Documentary director Rawal comments: “We wanted to learn about the deepest spiritual traditions of exceptional indigenous runners from around the world. We wondered if we could, first of all, find runners that actually embodied the ancient esoteric approach to running and then earn their trust. And so we hunted on the run with the bushmen of Botswana and filmed their ancestral way of hunting. We ran with champion Navajo runners versed by their elders in the spiritual traditions of running. And we embedded with the Japanese Marathon Monks to document their epic 1,000 day running journey where at one time the stakes were literally life or death. Once a generation they pick an athlete to run for 1000 days over 7 years, in 100 day chunks – up to 56 miles per day over mountain trails!

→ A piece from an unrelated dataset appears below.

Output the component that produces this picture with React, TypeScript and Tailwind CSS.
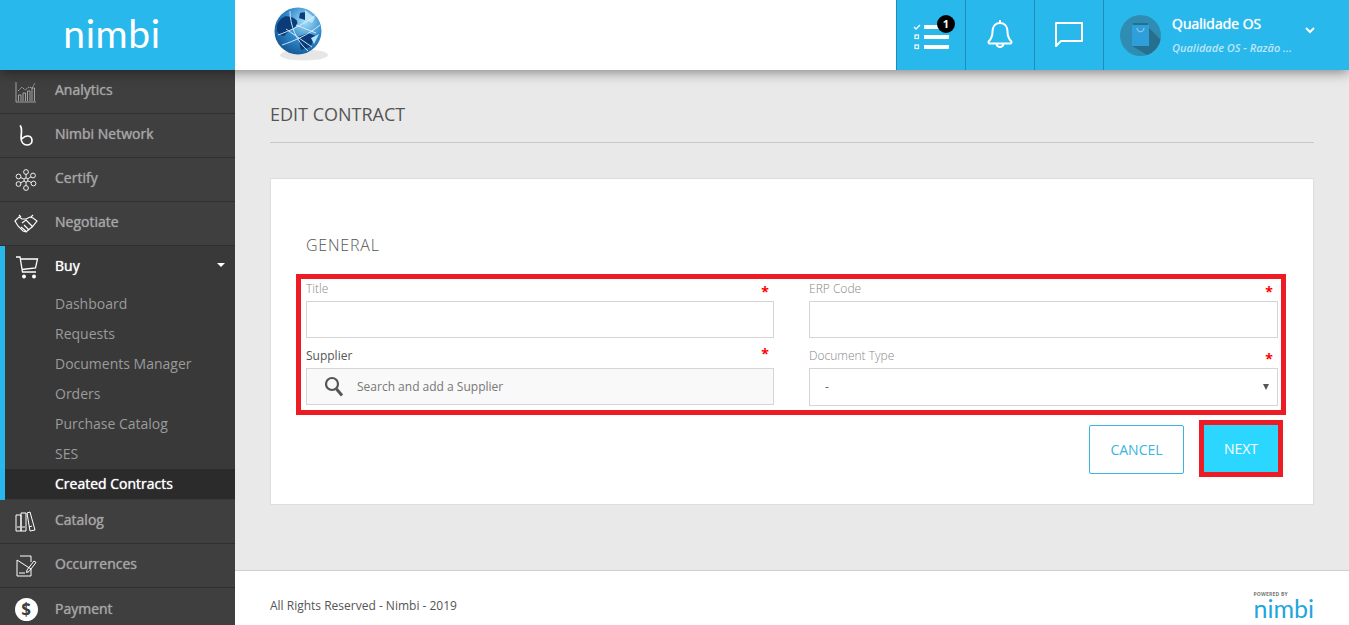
import React from "react";

const font = { fontFamily: '"Open Sans", sans-serif' };

function Analytics() {
  return (
    <svg width="22" height="22" viewBox="0 0 22 22" fill="none" stroke="#bdbdbd" strokeWidth="0.8">
      <path d="M1 1v20h20" />
      <path d="M3 10l4-4 3 3 4-3 3 1 3-5" strokeDasharray="1.6 .7" />
      <path d="M3.500 20v-6h2.500v6M8 20v-8h2.500v8M12.500 20v-10h2.500v10M17 20v-13h2.500v13" />
    </svg>
  );
}
function NetworkB() {
  return (
    <svg width="16" height="22" viewBox="0 0 16 22" fill="none" stroke="#fff" strokeWidth="1.700" strokeLinecap="round">
      <path d="M2.500 1c2 3 .6 7 .6 12 0 4 2.400 7 5.900 7 3 0 5-2 5-4.600 0-2.600-2-4.400-4.500-4.400-2.300 0-4 1.200-6.300 3.200" />
    </svg>
  );
}
function Certify() {
  const pts = [[11, 3], [18, 6.500], [18.500, 14.500], [11, 19], [3.500, 15], [3.500, 7.500]];
  return (
    <svg width="22" height="22" viewBox="0 0 22 22" fill="none" stroke="#fff" strokeWidth="0.900">
      {pts.map(([x, y], i) => (
        <g key={i}>
          <path d={`M11 11L${x} ${y}`} />
          <circle cx={x} cy={y} r="2.400" fill="#3f3f3f" />
        </g>
      ))}
      <circle cx="11" cy="11" r="2" fill="#3f3f3f" />
    </svg>
  );
}
function Handshake() {
  return (
    <svg width="24" height="20" viewBox="0 0 24 20" fill="none" stroke="#fff" strokeWidth="1.100">
      <path d="M1 7l4-4 3 2h4l4-2 3 1 4 3-5 6-6 5-3-1-5-5z" />
      <path d="M8 9l4-3 7 7M7 13l6 5M10 11l5 5" />
      <path d="M5 1l2 2M19 1l-2 2" />
    </svg>
  );
}
function Cart() {
  return (
    <svg width="24" height="24" viewBox="0 0 24 24" fill="none" stroke="#fff" strokeWidth="1.300">
      <path d="M1 1h4l2.500 15h13.500" />
      <path d="M5.500 3h17l-2 9-13.500 1.500" />
      <circle cx="9" cy="20.500" r="1.300" fill="#fff" />
      <circle cx="19" cy="20.500" r="1.300" fill="#fff" />
    </svg>
  );
}
function Books() {
  return (
    <svg width="22" height="21" viewBox="0 0 22 21" fill="none" stroke="#fff" strokeWidth="1">
      <path d="M1 4h5v16H1zM6 2h5v18H6zM12 2l3-1 5 18-5 1z" />
      <path d="M2 16h3M7 16h3M14 16l3-1" />
    </svg>
  );
}
function NoteEdit() {
  return (
    <svg width="22" height="22" viewBox="0 0 22 22" fill="none" stroke="#fff" strokeWidth="1">
      <path d="M5 1h11v6M16 14v7H2V5z" />
      <path d="M12 15l7-9 2 1.500-7 9-2.500 1z" />
      <path d="M4 18h6" />
    </svg>
  );
}
function Dollar() {
  return (
    <div className="flex h-[23px] w-[23px] items-center justify-center rounded-full bg-white text-[17px] font-bold leading-none text-[#3f3f3f]">$</div>
  );
}

function Globe() {
  return (
    <svg width="56" height="56" viewBox="0 0 56 56">
      <defs>
        <radialGradient id="g" cx="0.65" cy="0.3" r="0.85">
          <stop offset="0" stopColor="#a6def8" />
          <stop offset="0.5" stopColor="#2c86c9" />
          <stop offset="1" stopColor="#0f4a88" />
        </radialGradient>
      </defs>
      <ellipse cx="30" cy="50" rx="24" ry="5.500" fill="#e6e6e6" />
      <circle cx="24" cy="26" r="23.500" fill="url(#g)" />
      <path d="M3 20c4-8 8-10 14-8s8 5 5 9-7 4-10 8-6 1-9-3zM26 8c5-2 9 0 11 3l-6 4-6-2zM24 32l10-4 8 3-6 11-9 3z" fill="#0b3c7a" />
      <path d="M31 5l10 8-3 5-7-3zM37 33l8-4-5 10z" fill="#b5e3f9" />
      <g stroke="#dff1fa" strokeWidth="0.900" fill="none">
        <path d="M4 30c12-4 28-12 38-20" />
        <path d="M8 40c12-4 26-10 38-20" />
        <path d="M16 6c0 14 6 30 18 40" />
        <path d="M22 20l20 8M12 24l26 18" />
      </g>
    </svg>
  );
}

function Tasks() {
  return (
    <svg width="36" height="30" viewBox="0 0 36 30">
      <path d="M1 6l2 2 4-4" stroke="#fff" strokeWidth="1.300" fill="none" />
      <rect x="2" y="14" width="3.500" height="3.500" fill="none" stroke="#fff" strokeWidth="1.200" />
      <rect x="2" y="24" width="3.500" height="3.500" fill="none" stroke="#fff" strokeWidth="1.200" />
      <path d="M11 4h16v4H11zM11 14h26l-1.500 4H11zM11 24h26l-1.500 4H11z" fill="#fff" />
    </svg>
  );
}
function Bell() {
  return (
    <svg width="26" height="32" viewBox="0 0 26 32" fill="none" stroke="#fff" strokeWidth="2" strokeLinejoin="round">
      <path d="M13 1v3M13 4c-5 0-7.500 4-7.500 8.500 0 5-1 7-3.500 9.500-1 1-.5 2.500 1 2.500h20c1.500 0 2-1.500 1-2.500-2.500-2.500-3.500-4.500-3.500-9.500C20.500 8 18 4 13 4z" />
      <path d="M9.500 25c.5 2 1.800 3 3.500 3s3-1 3.500-3" />
    </svg>
  );
}
function Chat() {
  return (
    <svg width="30" height="28" viewBox="0 0 30 28" fill="none" stroke="#fff" strokeWidth="2" strokeLinejoin="round">
      <path d="M2 2h26v18H7l-5 5z" />
    </svg>
  );
}
function Avatar() {
  return (
    <svg width="41" height="41" viewBox="0 0 41 41">
      <defs>
        <clipPath id="av"><circle cx="20.500" cy="20.500" r="20.500" /></clipPath>
      </defs>
      <g clipPath="url(#av)">
        <rect width="41" height="41" fill="#2f8db3" />
        <path d="M29 13L41 25V41H29L12 31z" fill="#276f8e" />
        <rect x="13" y="8" width="15" height="2" fill="#276f8e" />
        <rect x="12" y="10" width="17" height="21" fill="#2f9fdc" />
        <path d="M17 13c0 5 7 5 7 0" stroke="#bfe6f7" strokeWidth="0.800" fill="none" />
      </g>
    </svg>
  );
}

function NavItem({ icon, label, tight }: { icon: React.ReactNode; label: string; tight?: boolean }) {
  return (
    <div className="flex h-11 shrink-0 items-center border-b border-[#2f2f2f] bg-[#3f3f3f]">
      <div className="flex w-[55px] shrink-0 justify-center pr-[3px]">{icon}</div>
      <span className={tight ? "pb-[2px] text-[14px] text-[#a5a5a5] [text-shadow:0_0_1px_#a5a5a5]" : "pb-[4px] text-[14px] text-[#a5a5a5] [text-shadow:0_0_1px_#a5a5a5]"}>{label}</span>
    </div>
  );
}

function SubItem({ label, active }: { label: string; active?: boolean }) {
  return (
    <div className={active ? "flex h-[30px] items-center bg-[#2b2b2b] pb-[2px] pl-[50px] text-[14px] text-white [text-shadow:0_0_1px_#ffffff]" : "flex h-[30px] items-center pb-[2px] pl-[50px] text-[14px] text-[#9b9b9b]"}>
      {label}
    </div>
  );
}

function Star({ className }: { className: string }) {
  return <span className={className}>*</span>;
}

function Sidebar() {
  return (
    <aside className="flex w-[235px] shrink-0 flex-col overflow-hidden bg-[#3f3f3f]">
      <NavItem icon={<Analytics />} label="Analytics" />
      <NavItem icon={<NetworkB />} label="Nimbi Network" />
      <NavItem icon={<Certify />} label="Certify" />
      <NavItem icon={<Handshake />} label="Negotiate" />
      <div className="h-[254px] shrink-0 border-l-[5px] border-[#29b8ec] bg-[#393939]">
        <div className="flex h-[43px] items-center pt-[1px]">
          <div className="flex w-[50px] shrink-0 justify-center pr-[7px]"><Cart /></div>
          <span className="flex-1 pb-[5px] text-[14px] text-white [text-shadow:0_0_1px_#ffffff]">Buy</span>
          <div className="mr-[10px] mb-[6px] h-0 w-0 border-x-[4px] border-t-[4px] border-x-transparent border-t-white" />
        </div>
        <div>
          <SubItem label="Dashboard" />
          <SubItem label="Requests" />
          <SubItem label="Documents Manager" />
          <SubItem label="Orders" />
          <SubItem label="Purchase Catalog" />
          <SubItem label="SES" />
          <SubItem label="Created Contracts" active />
        </div>
      </div>
      <NavItem icon={<Books />} label="Catalog" />
      <NavItem icon={<NoteEdit />} label="Occurrences" />
      <NavItem icon={<Dollar />} label="Payment" tight />
    </aside>
  );
}

function Field({ label, dark, children }: { label: string; dark?: boolean; children: React.ReactNode }) {
  return (
    <div>
      <div className="flex h-[22px] items-start justify-between">
        <span className={dark ? "text-[12px] leading-[20px] text-[#555555]" : "text-[12px] font-light leading-[20px] text-[#888888]"}>{label}</span>
        <Star className={dark ? "-mt-[1px] mr-[5px] text-[14px] font-bold leading-[18px] text-[#ff0000]" : "mt-[4px] mr-[5px] text-[14px] font-bold leading-[18px] text-[#ff0000]"} />
      </div>
      {children}
    </div>
  );
}

export default function App() {
  return (
    <div className="flex h-[625px] w-[1349px] flex-col overflow-hidden bg-[#e9e9e9]" style={font}>
      <header className="relative z-10 flex h-[70px] shrink-0 bg-white shadow-[0_2px_12px_rgba(0,0,0,0.45)]">
        <div className="flex w-[235px] items-center justify-center bg-[#29b8ec] pb-[3px] pr-[11px]">
          <span className="text-[39px] font-normal leading-none tracking-[0.6px] text-white" style={{ fontFamily: '"Lato", sans-serif' }}>nimbi</span>
        </div>
        <div className="flex-1 pl-[39px] pt-[5px]"><Globe /></div>
        <div className="flex bg-[#29b8ec]">
          <div className="relative flex w-[70px] items-center justify-center border-x border-[#1e8db5] pr-[1px] pt-[2px]">
            <Tasks />
            <div className="absolute left-[40px] top-[15px] flex h-[18px] w-[18px] items-center justify-center rounded-full bg-black text-[11px] font-bold text-white">1</div>
          </div>
          <div className="flex w-[69px] items-center justify-center border-r border-[#1e8db5]"><Bell /></div>
          <div className="flex w-[69px] items-center justify-center border-r border-[#1e8db5]"><Chat /></div>
          <div className="flex w-[245px] items-center pl-[16px]">
            <Avatar />
            <div className="ml-[11px] w-[131px] pt-[2px]">
              <div className="text-[14px] leading-[20px] text-white [text-shadow:0_0_1px_#ffffff]">Qualidade OS</div>
              <div className="mt-[4px] text-[11px] font-semibold italic leading-[20px] text-[#bfe6f7]">Qualidade OS - Razão ...</div>
            </div>
            <svg className="mb-[9px] ml-[2px]" width="10" height="7" viewBox="0 0 10 7" fill="none" stroke="#fff" strokeWidth="2"><path d="M1 1l4 4 4-4" /></svg>
          </div>
        </div>
      </header>
      <div className="flex min-h-0 flex-1">
        <Sidebar />
        <div className="flex min-w-0 flex-1 flex-col">
          <main className="h-[500px] shrink-0 px-[35px]">
            <h1 className="flex h-[73px] items-end border-b border-[#c8c8c8] pb-[15px] text-[18px] font-normal leading-[25px] text-[#555555]">EDIT CONTRACT</h1>
            <section className="mt-[35px] h-[327px] border border-[#dddddd] bg-white pl-[25px] pr-[27px]">
              <h2 className="pl-[10px] pt-[55px] text-[16px] font-light leading-[22px] tracking-[0.8px] text-[#555555]">GENERAL</h2>
              <div className="mt-[18px] h-[141px] border-[5px] border-[#ed1c24] pl-[5px] pr-[3px]">
                <div className="grid grid-cols-[468px_469px] gap-x-[35px] gap-y-[8px]">
                  <Field label="Title">
                    <div className="h-[37px] border border-[#d5d5d5] bg-white" />
                  </Field>
                  <Field label="ERP Code">
                    <div className="h-[37px] border border-[#d5d5d5] bg-white" />
                  </Field>
                  <Field label="Supplier" dark>
                    <div className="flex h-[37px] items-center border border-[#d5d5d5] bg-[#f9f9f9] pl-[17px]">
                      <svg width="20" height="22" viewBox="0 0 20 22" fill="none" stroke="#555" strokeWidth="2.200"><circle cx="8" cy="8" r="6" /><path d="M12.500 13l5.500 6.500" strokeWidth="3" /></svg>
                      <span className="ml-[13px] text-[12px] text-[#777777]">Search and add a Supplier</span>
                    </div>
                  </Field>
                  <Field label="Document Type">
                    <div className="flex h-[38px] items-center justify-between border border-[#d5d5d5] bg-white pl-[15px] pr-[8px]">
                      <span className="text-[12px] text-[#666666]">-</span>
                      <div className="h-0 w-0 border-x-[3px] border-t-[6px] border-x-transparent border-t-[#555555]" />
                    </div>
                  </Field>
                </div>
              </div>
              <div className="mt-[5px] flex items-start justify-end pr-[3px]">
                <button className="mt-[5px] h-[49px] w-[95px] rounded-[2px] border border-[#3ab5e0] bg-white text-[14px] text-[#3ab5e0]">CANCEL</button>
                <div className="ml-[15px] h-[57px] w-[84px] border-[5px] border-[#ed1c24]">
                  <button className="h-[47px] w-[74px] bg-[#2cd7ff] text-[14px] text-white">NEXT</button>
                </div>
              </div>
            </section>
          </main>
          <footer className="flex h-[55px] shrink-0 items-start justify-between border-t border-[#d0d0d0] bg-white px-[35px]">
            <span className="pt-[27px] text-[12px] leading-[16px] text-[#555555]">All Rights Reserved - Nimbi - 2019</span>
            <div className="flex flex-col pt-[20px]">
              <span className="text-[5px] font-bold leading-[6px] tracking-[0.2px] text-[#777777]">POWERED BY</span>
              <span className="mt-[1px] text-[25px] font-normal leading-[21px] text-[#1ea7dc]" style={{ fontFamily: '"Lato", sans-serif' }}>nimbi</span>
            </div>
          </footer>
        </div>
      </div>
    </div>
  );
}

“Then we came across the most elusive, elite multi-day race in the world, the Self-Transcendence 3100 Mile Race, which takes place in Queens, New York City each summer and demands at least 59 miles a day for 52 straight days. While the participants of that race are for the most part Western, the event was founded by the Indian spiritual teacher Sri Chinmoy.

In a sense, the race requires runners to tap into an ancient energy found in the most remote cultures of the world. We build the arc of the entire film around this race and bounce between remote, expedition-worthy locations to draw parallels between the approaches to running. We’re eagerly looking forward to this new documentary – ‘3100: Run and Become’ – which promises to be the definitive exploration of why ultra-runners do what they do”.

Among other extraordinary running adventures: The Big Five marathon, Limpopo province, South Africa. Seemingly a traditional overland marathon – if not for the regular, freely roaming presence of the “big five” of African game: elephants, rhinos, leopards, buffalo and lions! The Man versus Horse marathon in Wales, inspired by a claim that runners could keep pace with horses. Horses proved the victors in every race until 2004, when a man named Huw Lobb won and took home a purse of £25,000, which had grown unclaimed every year since the race’s inception.

Then there is the ‘Man carrying Wife’ 250 meter dash, originating in Finland and featuring three separate obstacles, one of which involves wading through a water course at least a meter deep with your spouse over your shoulders. The prize for winning? – the woman’s weight in beer! In the world championships, she sits on one end of a seesaw until the amount of beer evens it out.

And on Saturday, May 7 in 2017, Nike sponsored an attempt by three elite marathoners – nurtured over a year of planning – to break the seemingly unassailable two-hour barrier for the marathon.

 

This month, Kiwis Susan Marshall (408 miles) and Kim Allan (364 miles) came first and second in another challenging race, the just concluded Sri Chinmoy-inspired six day race in New York, a one mile loop around a flat, scenic trail in a pleasant park setting. Local Auckland runner 59 year old Durba Lee also competed, defying the usual constraints of age to cover over 243 miles. These races by the Sri Chinmoy Marathon Team feature an international field of runners who come to test their endurance, skill with pacing, and ability to recover from the stress of constantly moving. The competitors run with minimal sleep, all the while trying to accumulate as many miles as possible.

But why this love of distance, pain and great effort? For many, running is part of a spiritual quest, a journey of self-discovery. Russian athlete Jayasalini, the first female Russian finisher of the world’s longest race, the Sri Chinmoy 3100 Mile Race, comments: “This race is all about how things that seem impossible actually can be very possible…for me the answer is to have that deep inner connection with my soul, with my inner being, at every moment of my life, as strong as I had during the race. There, the conditions are so extreme, that every moment is a sincere prayer, every moment is a sincere cry, and every moment I felt my soul expressing itself in and through me. Now I feel the real objective, the real goal for me is to to be able to feel this during every moment of my whole life.”

Watch Jayasalini interesting online interview:

Sri Chinmoy, the late spiritual master, athlete and founder of the international Sri Chinmoy Marathon Team, encouraged fitness and sport as a wonderful lifestyle positive in an increasingly sedentary world, a path to self knowledge, a helpful spiritual discipline and a window into our limitless potential. He writes: “When you come to a particular standard, you have to say, ‘Is there anything more I can do?’. Then do it. The determination in your heroic effort will permeate your mind and heart even after your success or failure is long forgotten.”